Saturday, January 29, 2011

New Beginnings, Etc.

I was looking forward to January for several months. I thought, "Oh, January. The deep, cold, heart of winter. It will be the perfect time to relax, hunker down, and stop running around all the time like a damn crazy person." Yeah, not so much. January has been hectic as all hell. This hasn't been an entirely bad thing, but it has not been relaxing in any way, shape, or form.

First off, I am not pregnant. This is okay, for now. In all honesty, the timing ended up not being great for a pregnancy (more on that in a minute) and we're going to give it a few months before trying again. I'm not going to lie, we were a little sad about it, but I think we'll be in a better place later on in the spring. Plus, if I wait a couple of months, I'll qualify for paid maternity leave, an awesome fringe benefit of my wonderful new job.

And thus begins the tale of why January has been so hectic.

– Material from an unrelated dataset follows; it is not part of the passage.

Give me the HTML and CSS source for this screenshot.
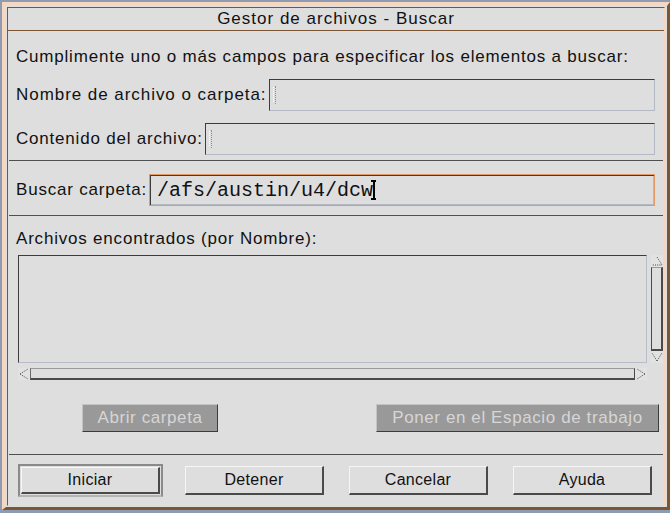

Last Monday, I started my new job as Maternal-Child Health Nurse at the tribal health clinic where I interned the summer of 2009. This has truly been a dream come true, and I still can't quite believe I got this job. During my internship, the MCH Nurse at the time was my mentor, and I fell in love with the work as well as the community. She was leaving her position that fall, but I had another year of school left. We briefly talked about me applying as a LPN, but it wouldn't really have been workable with school, even if the clinic had been willing to hire a LPN for the position. Someone else, someone with a really great resume and background, got the job, and I told myself I would just have to try to come back once I finished a midwifery program. There generally isn't a lot of turnover for that position, so I figured it wouldn't open up again for quite some time.

My internship mentor and I had become very good friends, and we always talked about how great it would be to work together again someday. She finished up her own school this spring and is now a nurse-midwife, and had gone back to the clinic to head up a new MCH department. I thought and hoped that maybe someday we could work together in a midwifery practice for the tribe. Then she called me at the end of November and said that the MCH Nurse had submitted her resignation. I got my application in as soon as I could, and wrote the most gushing cover letter I have every written. I knew that I didn't have the work experience to wow anyone, but I did have the passion and desire to be doing that work specifically, in that community specifically, and I told them so. I interviewed on January 3rd and was offered the position the next day.

So I've been there a week, and I could not be happier. I still don't have a phone or a computer, but I'm also still orienting, so that's okay. The staff is wonderful and I share an office with my friend, who is also now my supervisor (and I realize that's not always ideal, but we are both talkers with a similar vision for the program, and I am more than aware that she's a brilliant person with a lot of respect in the community and many years of experience doing my job, so I'm happy to take direction from her). It's a 40-minute commute, but I'm not exactly sitting on I-94--my drive to work takes me up the Bayfield peninsula and it's gorgeous. I get to go to trainings and conferences--I'm going to the International Conference on Indigenous Children's Health in Vancouver in March--and meet all kinds of intelligent people doing incredible work. Like I said, I still can't quite believe I got this job.

Several years ago, I went a long time struggling to find any job that I could actually live on, let alone one I actually wanted. I liked my job at the Cancer Center, but it wasn't my dream. If anyone had told me four years ago that I would be in this position, I would have found it hard to believe. I don't know that I'll ever be able to take this for granted now. I hope not.